-- Start DATA --

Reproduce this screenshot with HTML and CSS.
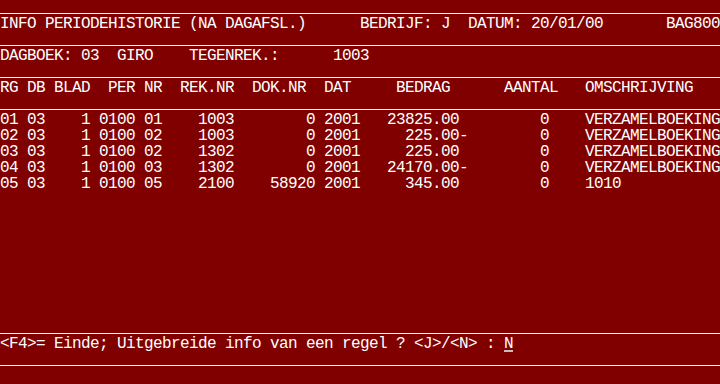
FILE: index.html
```html
<!DOCTYPE html>
<html lang="nl">
<head>
    <meta charset="UTF-8">
    <title>Info periodehistorie</title>
    <link rel="stylesheet" href="styles.css">
</head>
<body>
    <div class="screen">
        <div class="rule"></div>
        <div class="line">INFO PERIODEHISTORIE (NA DAGAFSL.)      BEDRIJF: J  DATUM: 20/01/00       BAG800</div>
        <div class="rule"></div>
        <div class="line">DAGBOEK: 03  GIRO    TEGENREK.:      1003</div>
        <div class="rule"></div>
        <div class="line">RG DB BLAD  PER NR  REK.NR  DOK.NR  DAT     BEDRAG      AANTAL   OMSCHRIJVING</div>
        <div class="rule"></div>

        <!-- regels -->
        <div class="list">
            <div class="line">01 03    1 0100 01    1003        0 2001   23825.00         0    VERZAMELBOEKING</div>
            <div class="line">02 03    1 0100 02    1003        0 2001     225.00-        0    VERZAMELBOEKING</div>
            <div class="line">03 03    1 0100 02    1302        0 2001     225.00         0    VERZAMELBOEKING</div>
            <div class="line">04 03    1 0100 03    1302        0 2001   24170.00-        0    VERZAMELBOEKING</div>
            <div class="line">05 03    1 0100 05    2100    58920 2001     345.00         0    1010</div>
        </div>

        <div class="rule"></div>
        <div class="line">&lt;F4&gt;= Einde; Uitgebreide info van een regel ? &lt;J&gt;/&lt;N&gt; : <span class="cursor">N</span></div>
        <div class="rule"></div>
        <div class="line"></div>
    </div>
</body>
</html>
```

FILE: styles.css
```css
html, body {
    margin: 0;
    padding: 0;
    background-color: #800000;
}
.screen {
    width: 720px;
    height: 384px;
    display: flex;
    flex-direction: column;
    background-color: #800000;
    color: #fff;
    font-family: "Liberation Mono", "DejaVu Sans Mono", monospace;
    font-size: 16px;
    letter-spacing: -0.6px;
    overflow: hidden;
}
.line {
    height: 16px;
    line-height: 16px;
    white-space: pre;
}
.rule {
    height: 13px;
    border-bottom: 1px solid #fff;
    margin-bottom: 2px;
    flex-shrink: 0;
}
.list {
    flex: 1;
}
.cursor {
    display: inline-block;
    height: 16px;
    box-sizing: border-box;
    border-bottom: 2px solid #c0c0c0;
    vertical-align: top;
}
```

-- End DATA --

YOUR OBJECTIVE: Return each line of the data, keeping its wording exact and omitting pictures.

ANSWER TO THIS EXERCISE:
Reproduce this screenshot with HTML and CSS.
FILE: index.html
```html
<!DOCTYPE html>
<html lang="nl">
<head>
    <meta charset="UTF-8">
    <title>Info periodehistorie</title>
    <link rel="stylesheet" href="styles.css">
</head>
<body>
    <div class="screen">
        <div class="rule"></div>
        <div class="line">INFO PERIODEHISTORIE (NA DAGAFSL.)      BEDRIJF: J  DATUM: 20/01/00       BAG800</div>
        <div class="rule"></div>
        <div class="line">DAGBOEK: 03  GIRO    TEGENREK.:      1003</div>
        <div class="rule"></div>
        <div class="line">RG DB BLAD  PER NR  REK.NR  DOK.NR  DAT     BEDRAG      AANTAL   OMSCHRIJVING</div>
        <div class="rule"></div>

        <!-- regels -->
        <div class="list">
            <div class="line">01 03    1 0100 01    1003        0 2001   23825.00         0    VERZAMELBOEKING</div>
            <div class="line">02 03    1 0100 02    1003        0 2001     225.00-        0    VERZAMELBOEKING</div>
            <div class="line">03 03    1 0100 02    1302        0 2001     225.00         0    VERZAMELBOEKING</div>
            <div class="line">04 03    1 0100 03    1302        0 2001   24170.00-        0    VERZAMELBOEKING</div>
            <div class="line">05 03    1 0100 05    2100    58920 2001     345.00         0    1010</div>
        </div>

        <div class="rule"></div>
        <div class="line">&lt;F4&gt;= Einde; Uitgebreide info van een regel ? &lt;J&gt;/&lt;N&gt; : <span class="cursor">N</span></div>
        <div class="rule"></div>
        <div class="line"></div>
    </div>
</body>
</html>
```

FILE: styles.css
```css
html, body {
    margin: 0;
    padding: 0;
    background-color: #800000;
}
.screen {
    width: 720px;
    height: 384px;
    display: flex;
    flex-direction: column;
    background-color: #800000;
    color: #fff;
    font-family: "Liberation Mono", "DejaVu Sans Mono", monospace;
    font-size: 16px;
    letter-spacing: -0.6px;
    overflow: hidden;
}
.line {
    height: 16px;
    line-height: 16px;
    white-space: pre;
}
.rule {
    height: 13px;
    border-bottom: 1px solid #fff;
    margin-bottom: 2px;
    flex-shrink: 0;
}
.list {
    flex: 1;
}
.cursor {
    display: inline-block;
    height: 16px;
    box-sizing: border-box;
    border-bottom: 2px solid #c0c0c0;
    vertical-align: top;
}
```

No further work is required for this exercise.